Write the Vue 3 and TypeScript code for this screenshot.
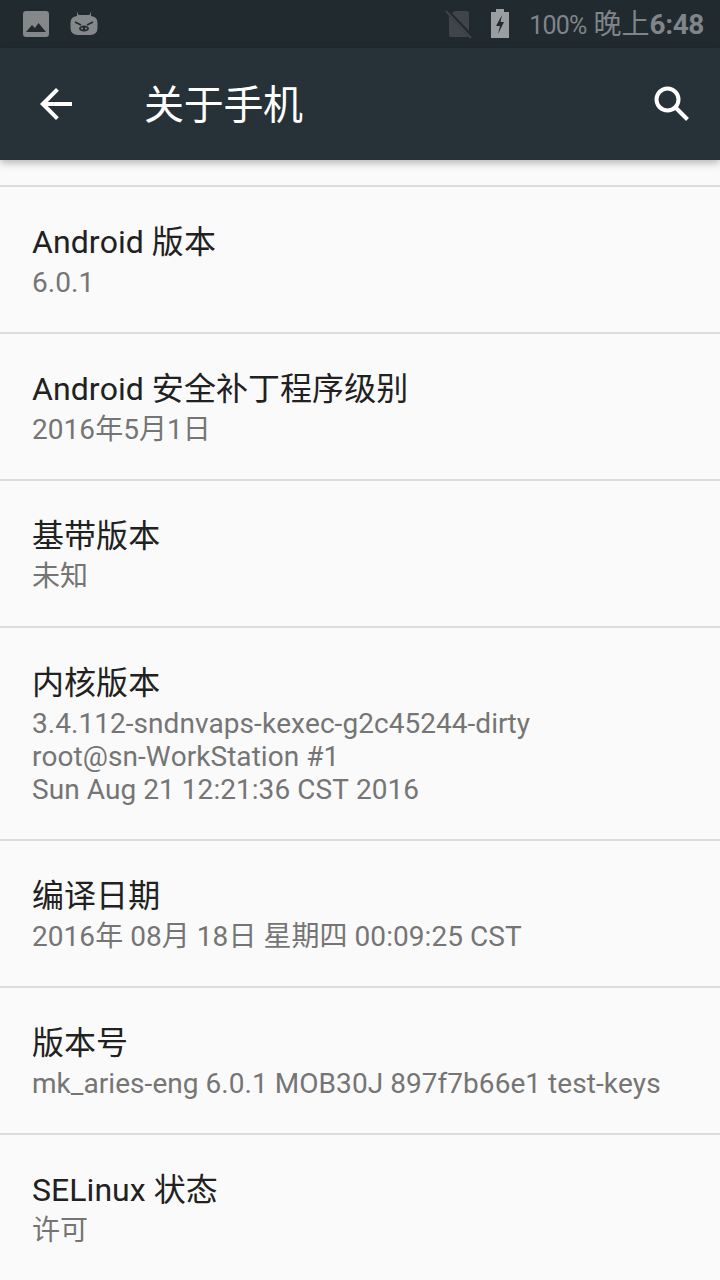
<script setup lang="ts">
interface Row {
  title: string
  lines: string[]
}

const rows: Row[] = [
  { title: 'Android 版本', lines: ['6.0.1'] },
  { title: 'Android 安全补丁程序级别', lines: ['2016年5月1日'] },
  { title: '基带版本', lines: ['未知'] },
  {
    title: '内核版本',
    lines: ['3.4.112-sndnvaps-kexec-g2c45244-dirty', 'root@sn-WorkStation #1', 'Sun Aug 21 12:21:36 CST 2016']
  },
  { title: '编译日期', lines: ['2016年 08月 18日 星期四 00:09:25 CST'] },
  { title: '版本号', lines: ['mk_aries-eng 6.0.1 MOB30J 897f7b66e1 test-keys'] },
  { title: 'SELinux 状态', lines: ['许可'] }
]
</script>

<template>
  <div class="screen">
    <div class="status">
      <svg class="pic" viewBox="0 0 26 26" width="26" height="26">
        <rect width="26" height="26" rx="3" fill="#84888b" />
        <path d="M3 21 L9 14 L12 17 L15.5 12 L23 21 Z" fill="#212a2f" />
      </svg>
      <svg class="pig" viewBox="0 0 28 26" width="28" height="26">
        <path d="M7 5 L7 0.5 L8.5 4 H19.5 L21 0.5 L21 5 Q27.5 5.5 27.5 12 V17 Q27.5 24 20 24 H8 Q0.5 24 0.5 17 V12 Q0.5 5.5 7 5 Z" fill="#84888b" />
        <path d="M5 11 L11 14 M23 11 L17 14" stroke="#212a2f" stroke-width="1.6" fill="none" />
        <ellipse cx="14" cy="17.5" rx="5" ry="3" fill="#212a2f" />
        <circle cx="12" cy="17.5" r="1" fill="#84888b" />
        <circle cx="16" cy="17.5" r="1" fill="#84888b" />
      </svg>
      <span class="grow"></span>
      <svg class="sim" viewBox="0 0 28 30" width="28" height="30">
        <path d="M10 2 H22 Q24 2 24 4 V22 L7 4 Z M4 7 L24 28 Q23 28 22 28 H6 Q4 28 4 26 Z" fill="#3f4549" />
        <path d="M1 2 L26 29" stroke="#3f4549" stroke-width="2" />
      </svg>
      <svg class="batt" viewBox="0 0 18 30" width="18" height="30">
        <path d="M5 0 H13 V3 H18 V29 H0 V3 H5 Z" fill="#9b9ea0" />
        <path d="M11 6 L5 17 H9 L7 25 L13 13 H9.5 Z" fill="#212a2f" />
      </svg>
      <span class="clock"><span class="pct">100%</span> 晚上<b>6:48</b></span>
    </div>

    <header class="toolbar">
      <svg class="back" viewBox="0 0 32 32" width="32" height="32">
        <path d="M32 14 H7.7 L18.9 2.8 L16 0 L0 16 L16 32 L18.8 29.2 L7.7 18 H32 Z" fill="#fff" />
      </svg>
      <h1>关于手机</h1>
      <svg class="search" viewBox="0 0 36 36" width="36" height="36">
        <circle cx="13.5" cy="13.5" r="11" fill="none" stroke="#fff" stroke-width="4" />
        <path d="M21.5 21.5 L33.5 33.5" stroke="#fff" stroke-width="4" fill="none" />
      </svg>
    </header>

    <main class="list">
      <section v-for="row in rows" :key="row.title" class="row">
        <div class="title">{{ row.title }}</div>
        <div v-for="line in row.lines" :key="line" class="summary">{{ line }}</div>
      </section>
    </main>
  </div>
</template>

<style>
html,
body {
  margin: 0;
  background: #fafafa;
}
</style>

<style scoped>
.screen {
  width: 720px;
  height: 1280px;
  overflow: hidden;
  background: #fafafa;
  font-family: Roboto, "Noto Sans CJK SC", sans-serif;
  font-kerning: none;
}

.status {
  height: 48px;
  box-sizing: border-box;
  padding: 0 16px 0 23px;
  display: flex;
  align-items: center;
  background: #212a2f;
}

.pig {
  margin-left: 21px;
}

.grow {
  flex: 1;
}

.batt {
  margin-left: 18px;
}

.clock {
  margin: 2px 0 0 20px;
  font-size: 28px;
  line-height: 48px;
  color: #7f8588;
  white-space: nowrap;
}

.pct {
  font-size: 25px;
  letter-spacing: -0.8px;
}

.clock b {
  font-weight: 700;
  letter-spacing: -0.4px;
}

.toolbar {
  position: relative;
  height: 112px;
  box-sizing: border-box;
  padding: 0 30px 0 40px;
  display: flex;
  align-items: center;
  background: #263238;
  box-shadow: 0 3px 8px rgba(0, 0, 0, 0.28);
}

.toolbar h1 {
  flex: 1;
  margin: 0 0 4px 72px;
  font-size: 40px;
  font-weight: 400;
  letter-spacing: -0.3px;
  color: #fff;
}

.list {
  padding-top: 25px;
}

.row {
  height: 147px;
  box-sizing: border-box;
  padding: 31px 32px 0;
  border-top: 2px solid #dcdcdc;
}

.title {
  font-size: 32px;
  line-height: 48px;
  letter-spacing: 0.05px;
  color: #212121;
}

.summary {
  font-size: 28px;
  line-height: 33px;
  letter-spacing: 0.05px;
  color: #757575;
}

.row:nth-child(4) {
  height: 213px;
}
</style>
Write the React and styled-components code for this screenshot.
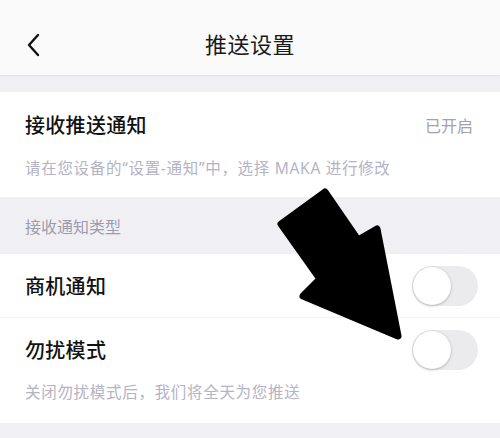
_ _ _ _
> WORK TO COMPLETE
Write the listing out a second time exactly, dropping all images.

> COMPLETE ANSWER
Write the Vue 3 and TypeScript code for this screenshot.
<script setup lang="ts">
interface Row {
  title: string
  lines: string[]
}

const rows: Row[] = [
  { title: 'Android 版本', lines: ['6.0.1'] },
  { title: 'Android 安全补丁程序级别', lines: ['2016年5月1日'] },
  { title: '基带版本', lines: ['未知'] },
  {
    title: '内核版本',
    lines: ['3.4.112-sndnvaps-kexec-g2c45244-dirty', 'root@sn-WorkStation #1', 'Sun Aug 21 12:21:36 CST 2016']
  },
  { title: '编译日期', lines: ['2016年 08月 18日 星期四 00:09:25 CST'] },
  { title: '版本号', lines: ['mk_aries-eng 6.0.1 MOB30J 897f7b66e1 test-keys'] },
  { title: 'SELinux 状态', lines: ['许可'] }
]
</script>

<template>
  <div class="screen">
    <div class="status">
      <svg class="pic" viewBox="0 0 26 26" width="26" height="26">
        <rect width="26" height="26" rx="3" fill="#84888b" />
        <path d="M3 21 L9 14 L12 17 L15.5 12 L23 21 Z" fill="#212a2f" />
      </svg>
      <svg class="pig" viewBox="0 0 28 26" width="28" height="26">
        <path d="M7 5 L7 0.5 L8.5 4 H19.5 L21 0.5 L21 5 Q27.5 5.5 27.5 12 V17 Q27.5 24 20 24 H8 Q0.5 24 0.5 17 V12 Q0.5 5.5 7 5 Z" fill="#84888b" />
        <path d="M5 11 L11 14 M23 11 L17 14" stroke="#212a2f" stroke-width="1.6" fill="none" />
        <ellipse cx="14" cy="17.5" rx="5" ry="3" fill="#212a2f" />
        <circle cx="12" cy="17.5" r="1" fill="#84888b" />
        <circle cx="16" cy="17.5" r="1" fill="#84888b" />
      </svg>
      <span class="grow"></span>
      <svg class="sim" viewBox="0 0 28 30" width="28" height="30">
        <path d="M10 2 H22 Q24 2 24 4 V22 L7 4 Z M4 7 L24 28 Q23 28 22 28 H6 Q4 28 4 26 Z" fill="#3f4549" />
        <path d="M1 2 L26 29" stroke="#3f4549" stroke-width="2" />
      </svg>
      <svg class="batt" viewBox="0 0 18 30" width="18" height="30">
        <path d="M5 0 H13 V3 H18 V29 H0 V3 H5 Z" fill="#9b9ea0" />
        <path d="M11 6 L5 17 H9 L7 25 L13 13 H9.5 Z" fill="#212a2f" />
      </svg>
      <span class="clock"><span class="pct">100%</span> 晚上<b>6:48</b></span>
    </div>

    <header class="toolbar">
      <svg class="back" viewBox="0 0 32 32" width="32" height="32">
        <path d="M32 14 H7.7 L18.9 2.8 L16 0 L0 16 L16 32 L18.8 29.2 L7.7 18 H32 Z" fill="#fff" />
      </svg>
      <h1>关于手机</h1>
      <svg class="search" viewBox="0 0 36 36" width="36" height="36">
        <circle cx="13.5" cy="13.5" r="11" fill="none" stroke="#fff" stroke-width="4" />
        <path d="M21.5 21.5 L33.5 33.5" stroke="#fff" stroke-width="4" fill="none" />
      </svg>
    </header>

    <main class="list">
      <section v-for="row in rows" :key="row.title" class="row">
        <div class="title">{{ row.title }}</div>
        <div v-for="line in row.lines" :key="line" class="summary">{{ line }}</div>
      </section>
    </main>
  </div>
</template>

<style>
html,
body {
  margin: 0;
  background: #fafafa;
}
</style>

<style scoped>
.screen {
  width: 720px;
  height: 1280px;
  overflow: hidden;
  background: #fafafa;
  font-family: Roboto, "Noto Sans CJK SC", sans-serif;
  font-kerning: none;
}

.status {
  height: 48px;
  box-sizing: border-box;
  padding: 0 16px 0 23px;
  display: flex;
  align-items: center;
  background: #212a2f;
}

.pig {
  margin-left: 21px;
}

.grow {
  flex: 1;
}

.batt {
  margin-left: 18px;
}

.clock {
  margin: 2px 0 0 20px;
  font-size: 28px;
  line-height: 48px;
  color: #7f8588;
  white-space: nowrap;
}

.pct {
  font-size: 25px;
  letter-spacing: -0.8px;
}

.clock b {
  font-weight: 700;
  letter-spacing: -0.4px;
}

.toolbar {
  position: relative;
  height: 112px;
  box-sizing: border-box;
  padding: 0 30px 0 40px;
  display: flex;
  align-items: center;
  background: #263238;
  box-shadow: 0 3px 8px rgba(0, 0, 0, 0.28);
}

.toolbar h1 {
  flex: 1;
  margin: 0 0 4px 72px;
  font-size: 40px;
  font-weight: 400;
  letter-spacing: -0.3px;
  color: #fff;
}

.list {
  padding-top: 25px;
}

.row {
  height: 147px;
  box-sizing: border-box;
  padding: 31px 32px 0;
  border-top: 2px solid #dcdcdc;
}

.title {
  font-size: 32px;
  line-height: 48px;
  letter-spacing: 0.05px;
  color: #212121;
}

.summary {
  font-size: 28px;
  line-height: 33px;
  letter-spacing: 0.05px;
  color: #757575;
}

.row:nth-child(4) {
  height: 213px;
}
</style>
Write the React and styled-components code for this screenshot.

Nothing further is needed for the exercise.